Only lines holding the string "React" are wanted; copy each one from the material.

>> BEGIN Dataset content

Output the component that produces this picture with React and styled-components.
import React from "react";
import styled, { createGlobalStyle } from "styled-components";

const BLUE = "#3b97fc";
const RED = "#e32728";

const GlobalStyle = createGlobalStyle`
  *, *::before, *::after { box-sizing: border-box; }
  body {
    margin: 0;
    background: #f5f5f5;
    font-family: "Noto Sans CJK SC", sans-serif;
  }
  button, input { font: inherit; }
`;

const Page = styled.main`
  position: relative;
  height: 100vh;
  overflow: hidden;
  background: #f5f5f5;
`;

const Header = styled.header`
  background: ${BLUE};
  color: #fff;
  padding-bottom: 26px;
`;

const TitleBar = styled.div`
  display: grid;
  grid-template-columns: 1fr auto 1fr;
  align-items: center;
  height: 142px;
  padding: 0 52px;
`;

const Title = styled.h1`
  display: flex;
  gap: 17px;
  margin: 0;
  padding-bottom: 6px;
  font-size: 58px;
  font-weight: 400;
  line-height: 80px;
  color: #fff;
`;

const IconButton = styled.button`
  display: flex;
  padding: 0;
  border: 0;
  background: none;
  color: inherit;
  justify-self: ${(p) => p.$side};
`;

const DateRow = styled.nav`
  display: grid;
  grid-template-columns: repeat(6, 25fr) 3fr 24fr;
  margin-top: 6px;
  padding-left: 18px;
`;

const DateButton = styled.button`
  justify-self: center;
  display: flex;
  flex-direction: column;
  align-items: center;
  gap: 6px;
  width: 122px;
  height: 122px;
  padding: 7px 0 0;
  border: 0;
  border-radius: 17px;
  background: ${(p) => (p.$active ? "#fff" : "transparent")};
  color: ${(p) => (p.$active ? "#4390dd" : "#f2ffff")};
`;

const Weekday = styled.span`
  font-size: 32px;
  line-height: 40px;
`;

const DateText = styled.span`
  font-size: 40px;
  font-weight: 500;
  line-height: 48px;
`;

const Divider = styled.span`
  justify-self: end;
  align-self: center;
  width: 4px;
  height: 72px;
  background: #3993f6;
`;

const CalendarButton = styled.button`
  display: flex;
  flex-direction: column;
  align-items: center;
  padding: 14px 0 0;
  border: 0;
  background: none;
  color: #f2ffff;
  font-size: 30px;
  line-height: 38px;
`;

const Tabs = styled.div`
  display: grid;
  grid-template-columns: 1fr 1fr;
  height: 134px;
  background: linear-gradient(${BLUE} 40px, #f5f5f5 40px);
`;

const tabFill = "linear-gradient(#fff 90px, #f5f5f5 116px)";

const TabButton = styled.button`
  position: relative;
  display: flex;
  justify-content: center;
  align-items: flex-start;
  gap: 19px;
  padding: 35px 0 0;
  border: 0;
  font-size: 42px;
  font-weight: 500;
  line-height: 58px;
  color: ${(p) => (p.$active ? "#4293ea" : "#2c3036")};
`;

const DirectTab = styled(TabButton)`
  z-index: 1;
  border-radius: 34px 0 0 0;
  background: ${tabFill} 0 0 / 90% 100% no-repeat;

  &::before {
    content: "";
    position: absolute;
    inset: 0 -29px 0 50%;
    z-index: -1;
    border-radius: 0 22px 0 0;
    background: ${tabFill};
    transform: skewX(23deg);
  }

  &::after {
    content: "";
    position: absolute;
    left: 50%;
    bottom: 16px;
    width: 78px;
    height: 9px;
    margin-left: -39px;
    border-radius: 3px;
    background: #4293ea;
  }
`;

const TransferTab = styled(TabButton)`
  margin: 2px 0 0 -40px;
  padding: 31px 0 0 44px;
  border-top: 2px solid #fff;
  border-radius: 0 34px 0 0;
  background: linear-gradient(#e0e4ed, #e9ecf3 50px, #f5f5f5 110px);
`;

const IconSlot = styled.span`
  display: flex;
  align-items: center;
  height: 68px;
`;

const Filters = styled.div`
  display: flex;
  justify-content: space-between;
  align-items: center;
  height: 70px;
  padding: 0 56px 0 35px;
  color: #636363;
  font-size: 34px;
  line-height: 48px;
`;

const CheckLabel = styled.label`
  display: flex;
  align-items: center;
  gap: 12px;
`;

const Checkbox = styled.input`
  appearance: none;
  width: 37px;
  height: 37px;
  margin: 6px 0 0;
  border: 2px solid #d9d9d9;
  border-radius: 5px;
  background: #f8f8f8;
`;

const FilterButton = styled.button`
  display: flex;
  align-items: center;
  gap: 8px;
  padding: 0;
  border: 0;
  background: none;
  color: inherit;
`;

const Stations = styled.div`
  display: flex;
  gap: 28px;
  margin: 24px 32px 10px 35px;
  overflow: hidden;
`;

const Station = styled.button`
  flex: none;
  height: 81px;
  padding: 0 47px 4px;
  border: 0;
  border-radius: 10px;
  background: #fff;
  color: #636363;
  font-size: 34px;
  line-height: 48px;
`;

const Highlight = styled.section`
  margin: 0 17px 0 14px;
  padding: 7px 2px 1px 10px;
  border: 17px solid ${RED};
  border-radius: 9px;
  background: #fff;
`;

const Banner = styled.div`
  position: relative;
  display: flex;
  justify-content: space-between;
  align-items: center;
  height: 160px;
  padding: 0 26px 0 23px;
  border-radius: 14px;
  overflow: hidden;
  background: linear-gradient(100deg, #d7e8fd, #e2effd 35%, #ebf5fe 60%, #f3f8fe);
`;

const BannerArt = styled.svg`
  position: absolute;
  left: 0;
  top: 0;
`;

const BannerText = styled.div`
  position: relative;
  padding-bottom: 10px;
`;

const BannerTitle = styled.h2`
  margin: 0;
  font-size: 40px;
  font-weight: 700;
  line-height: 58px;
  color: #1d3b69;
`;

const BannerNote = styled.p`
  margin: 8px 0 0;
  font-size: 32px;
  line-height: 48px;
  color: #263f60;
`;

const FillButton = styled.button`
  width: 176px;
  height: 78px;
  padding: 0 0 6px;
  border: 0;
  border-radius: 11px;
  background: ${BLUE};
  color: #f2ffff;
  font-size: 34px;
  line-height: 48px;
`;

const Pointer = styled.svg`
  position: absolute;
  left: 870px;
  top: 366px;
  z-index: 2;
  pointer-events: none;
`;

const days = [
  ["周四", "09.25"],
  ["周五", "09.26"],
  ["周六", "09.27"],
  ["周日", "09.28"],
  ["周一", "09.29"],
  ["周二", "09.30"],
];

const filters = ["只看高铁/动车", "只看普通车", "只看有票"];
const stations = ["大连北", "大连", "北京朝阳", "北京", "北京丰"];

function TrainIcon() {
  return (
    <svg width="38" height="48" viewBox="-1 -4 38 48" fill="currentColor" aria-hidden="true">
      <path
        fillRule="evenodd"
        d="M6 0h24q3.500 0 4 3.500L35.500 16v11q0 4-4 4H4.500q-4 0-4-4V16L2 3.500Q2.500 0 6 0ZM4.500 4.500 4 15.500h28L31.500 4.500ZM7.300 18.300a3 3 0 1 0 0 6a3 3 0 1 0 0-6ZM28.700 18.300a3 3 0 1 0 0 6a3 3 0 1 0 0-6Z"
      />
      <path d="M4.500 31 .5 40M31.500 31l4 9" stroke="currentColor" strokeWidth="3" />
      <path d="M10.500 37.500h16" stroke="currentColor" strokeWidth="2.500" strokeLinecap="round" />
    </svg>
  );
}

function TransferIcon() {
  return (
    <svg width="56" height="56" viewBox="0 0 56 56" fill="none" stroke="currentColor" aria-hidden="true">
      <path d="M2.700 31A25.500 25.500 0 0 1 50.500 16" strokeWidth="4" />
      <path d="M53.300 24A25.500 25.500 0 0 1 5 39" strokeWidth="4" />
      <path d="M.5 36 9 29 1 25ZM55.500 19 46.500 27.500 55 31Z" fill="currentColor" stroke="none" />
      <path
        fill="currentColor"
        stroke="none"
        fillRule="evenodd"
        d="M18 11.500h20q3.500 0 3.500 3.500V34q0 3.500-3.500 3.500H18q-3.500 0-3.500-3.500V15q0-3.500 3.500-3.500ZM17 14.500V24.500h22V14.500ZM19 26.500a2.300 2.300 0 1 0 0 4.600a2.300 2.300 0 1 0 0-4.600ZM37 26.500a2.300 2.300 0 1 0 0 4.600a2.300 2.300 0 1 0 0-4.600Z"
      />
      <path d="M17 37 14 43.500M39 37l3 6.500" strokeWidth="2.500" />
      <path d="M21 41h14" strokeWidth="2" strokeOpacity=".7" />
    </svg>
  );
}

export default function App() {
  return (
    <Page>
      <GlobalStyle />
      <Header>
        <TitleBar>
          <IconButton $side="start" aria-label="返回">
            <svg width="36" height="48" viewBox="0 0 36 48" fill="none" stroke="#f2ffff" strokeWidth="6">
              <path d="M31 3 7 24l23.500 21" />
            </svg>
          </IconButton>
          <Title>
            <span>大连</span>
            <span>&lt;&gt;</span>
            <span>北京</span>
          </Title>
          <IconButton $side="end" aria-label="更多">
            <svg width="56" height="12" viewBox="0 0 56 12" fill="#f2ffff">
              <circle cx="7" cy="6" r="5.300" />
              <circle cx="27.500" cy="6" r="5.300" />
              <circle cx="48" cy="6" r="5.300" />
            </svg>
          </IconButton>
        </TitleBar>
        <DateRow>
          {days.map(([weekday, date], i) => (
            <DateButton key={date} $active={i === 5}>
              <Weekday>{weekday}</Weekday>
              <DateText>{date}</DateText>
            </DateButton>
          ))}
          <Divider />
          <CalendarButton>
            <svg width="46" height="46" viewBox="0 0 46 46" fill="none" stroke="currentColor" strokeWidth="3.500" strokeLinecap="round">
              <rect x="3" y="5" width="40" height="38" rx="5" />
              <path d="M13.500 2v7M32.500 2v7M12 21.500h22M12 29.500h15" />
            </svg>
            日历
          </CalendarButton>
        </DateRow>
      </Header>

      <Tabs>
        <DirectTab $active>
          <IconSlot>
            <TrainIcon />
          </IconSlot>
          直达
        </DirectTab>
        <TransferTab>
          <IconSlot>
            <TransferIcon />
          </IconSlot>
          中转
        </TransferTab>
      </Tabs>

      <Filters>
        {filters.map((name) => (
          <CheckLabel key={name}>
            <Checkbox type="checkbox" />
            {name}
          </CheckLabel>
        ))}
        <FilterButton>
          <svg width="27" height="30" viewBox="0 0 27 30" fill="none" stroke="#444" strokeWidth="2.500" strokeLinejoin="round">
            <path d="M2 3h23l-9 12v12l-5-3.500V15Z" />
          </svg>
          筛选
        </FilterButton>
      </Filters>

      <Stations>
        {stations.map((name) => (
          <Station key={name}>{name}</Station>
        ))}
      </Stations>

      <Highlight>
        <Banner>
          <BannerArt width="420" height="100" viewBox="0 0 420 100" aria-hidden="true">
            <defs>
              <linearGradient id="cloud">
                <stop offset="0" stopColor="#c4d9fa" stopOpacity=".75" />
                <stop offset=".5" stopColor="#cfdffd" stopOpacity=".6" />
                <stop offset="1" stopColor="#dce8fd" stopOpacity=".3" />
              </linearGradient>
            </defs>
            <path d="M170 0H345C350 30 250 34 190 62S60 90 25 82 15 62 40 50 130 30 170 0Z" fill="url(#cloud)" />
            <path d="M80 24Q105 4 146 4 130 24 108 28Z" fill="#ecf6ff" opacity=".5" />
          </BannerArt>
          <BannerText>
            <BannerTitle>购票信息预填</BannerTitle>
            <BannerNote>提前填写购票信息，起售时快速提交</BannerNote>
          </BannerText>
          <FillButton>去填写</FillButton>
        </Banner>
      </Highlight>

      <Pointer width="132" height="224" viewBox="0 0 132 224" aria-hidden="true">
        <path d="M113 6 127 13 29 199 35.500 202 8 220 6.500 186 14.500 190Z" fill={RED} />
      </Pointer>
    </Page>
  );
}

>> END Dataset content

> **The answer**
Output the component that produces this picture with React and styled-components.
import React from "react";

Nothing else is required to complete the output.